No. C 06-2550 SBA, [Docket Nos. 3, 56, 57].United States District Court, N.D. California, Oakland Division.
June 25, 2007
SAUNDRA ARMSTRONG, District Judge
Defendant Williams, Cohen Gray, Inc. has filed an objection to the Magistrate’s Report and Recommendation Regarding Plaintiff’s Motion for an Award of Costs and Attorney Fees [Docket No. 56], and requests the Court to review and adjust the attorneys’ reasonable hourly rates as determined by the report [Docket No. 57].
For the reasons that follow, the Court ADOPTS in part, and MODIFIES in part, the Report and Recommendation issued by Magistrate Judge Joseph C. Spero. The Court also grants attorney O. Randolph Bragg’s pro hac vice application [Docket No. 3].
On April 12, 2006, plaintiff Myrna Abad filed a complaint alleging that defendant Williams, Cohen Gray, Inc. (WCG) violated the Fair Debt Collection Practices Act (FDCPA), 15 U.S.C. §§ 1692 et seq. and the California Fair Debt Collection Practices Act (CA FDCPA), Cal. Civ. Code §§ 1788 et seq. Her counsel, Irving Berg, subsequently invited attorney O. Randolph Bragg to assist him in the case, and Bragg filed a pro hac vice
application for that purpose.
On September 26, 2006, WCG served Abad an offer of settlement pursuant to Federal Rule of Civil Procedure 68, agreeing to pay Abad $2,000.00 and “reasonable attorneys’ fees and costs to be determined by the Court.” Docket No. 22. Abad accepted the offer on October 3, 2006 and thereafter requested the Court to determine reasonable attorneys’ fees and costs. See Docket No. 27.

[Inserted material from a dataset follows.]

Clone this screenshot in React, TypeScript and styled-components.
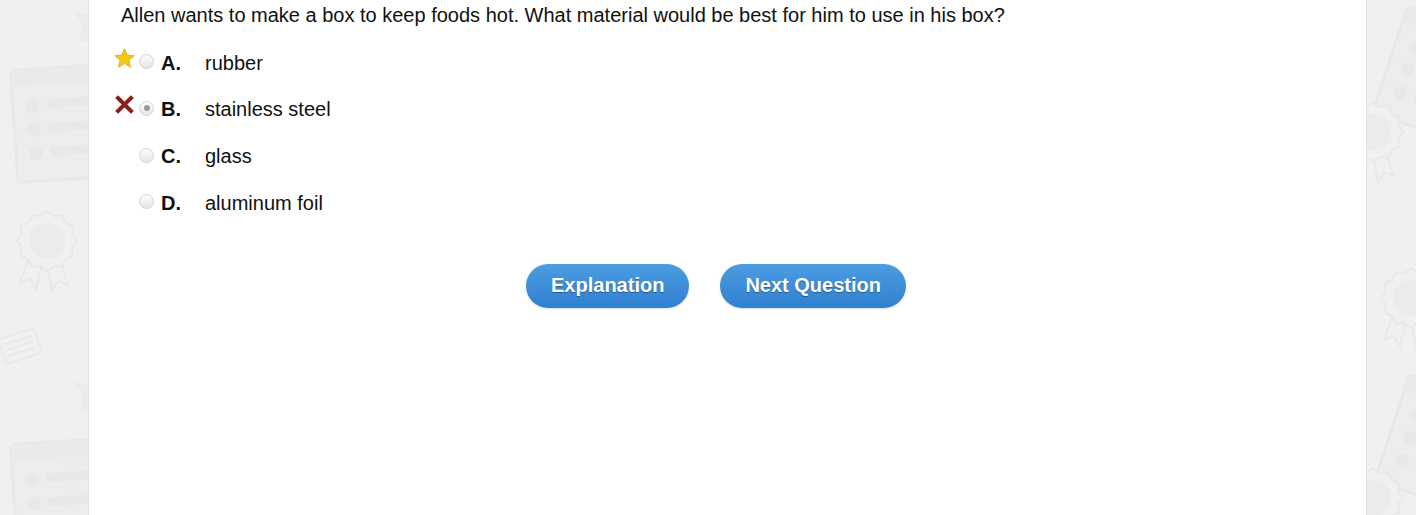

Magistrate Judge Joseph C. Spero determined that Abad be awarded $8,458.00 in reasonable attorneys’ fees and costs. See
Docket No. 56. Judge Spero found that the attorneys’ reported time was excessive given the case’s straightforward nature, and adjusted the hours accordingly. He also reduced attorney Berg’s hourly rate from the requested $425.00/hour to $350.00/hour, and attorney Bragg’s hourly rate from $450.00/hour to $435.00/hour.

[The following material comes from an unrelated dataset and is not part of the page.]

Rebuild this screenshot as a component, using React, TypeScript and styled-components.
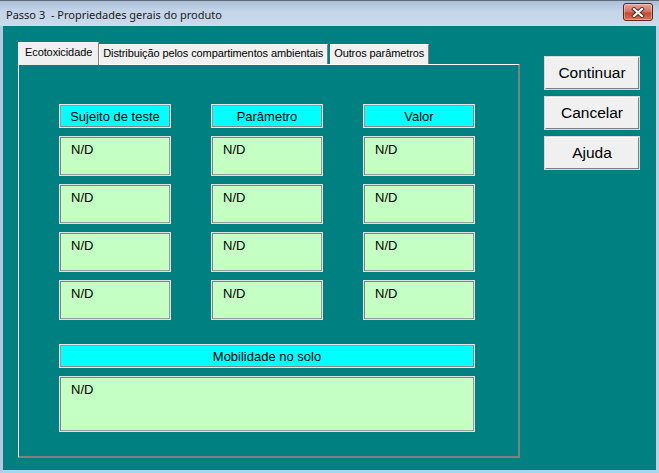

WCG has filed a memorandum specifically objecting to Judge Spero’s recommended hourly rates for Bragg and Berg. See Docket No. 58. WCG argues that, given the weight of the evidence and the relative simplicity of the case, the reasonable hourly rate should be set within the range of $200.00 to $250.00/hour.
Pursuant to 28 U.S.C. § 636(b)(1)(B), a district judge may designate a magistrate judge to hear and file a recommendation for disposition of matters dispositive of a party’s claims or defenses, and a party objecting to the recommendation may file a timely objection. See Estate of Conners by Meredith v. O’Connor, 6 F.3d 656, 658 (9th Cir. 1993). Under the statute, the district judge shall make a “de novo determination of those portions of the report or specified proposed findings or recommendations to which objection is made” and “may accept, reject, or modify, in whole or in part, the findings or recommendations made by the magistrate judge.” 28 U.S.C. § 636(b)(1)(C). A motion to determine a party’s claim for attorney’s fees is a dispositive motion. See O’Connor, 6 F.3d at 659.

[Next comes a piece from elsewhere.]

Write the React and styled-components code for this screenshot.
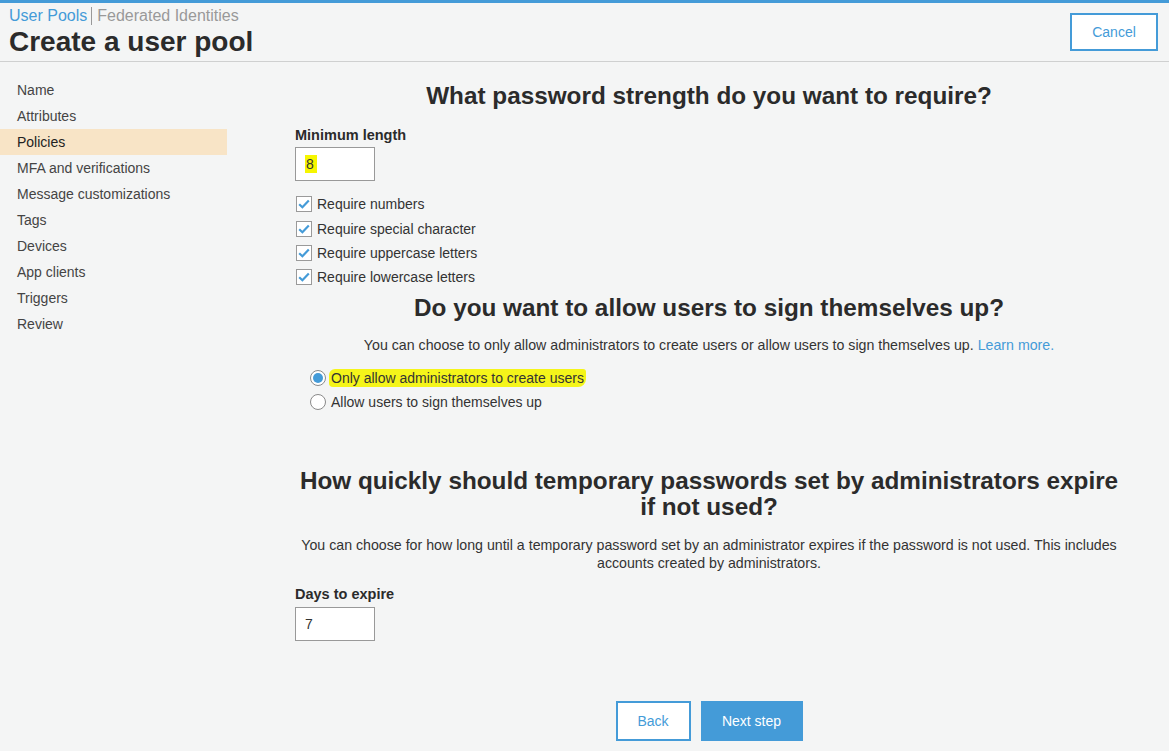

The FDCPA entitles a successful plaintiff to reasonable attorneys’ fees as determined by the Court. 15 U.S.C. § 1692k(a)(3). This Circuit has adopted the “lodestar” approach for determining reasonable attorney’s fees. See Jordan v. Multnomah County, 815 F.2d 1258, 1262 (9th Cir. 1987) (citin Hensley v. Eckerhart, 461 U.S. 424, 433 (1983)). The Court must calculate the lodestar by multiplying the number of hours reasonably expended on the litigation by a reasonable hourly rate. See Jordan, 815 F.2d at 1258. While the lodestar is strongly presumed to be reasonable, it may be adjusted
on the basis of other considerations that have not already been subsumed in the initial lodestar calculation. Id. The Court is to provide a concise but clear explanation of how it arrived at its calculations. Hensley, 461 U.S. at 437.
A. Reasonable hourly rate
The Court must use its discretion when determining a reasonable hourly rate that is “in line with those prevailing in the community for similar services by lawyers of reasonably comparable skill, experience and reputation,” but it is the fee applicant’s burden to produce satisfactory evidence to assist the Court in its assessment. Blum v. Stenson, 465 U.S. 886, 896
(1984). “Affidavits of the plaintiff’s attorney and other attorneys regarding prevailing fees in the community, and rate determinations in other cases, particularly those setting a rate for the plaintiff’s attorney, are satisfactory evidence of the prevailing market rate.” United Steelworkers of Am. v. Phelps Dodge Corp., 896 F.2d 403, 407 (9th Cir. 1990).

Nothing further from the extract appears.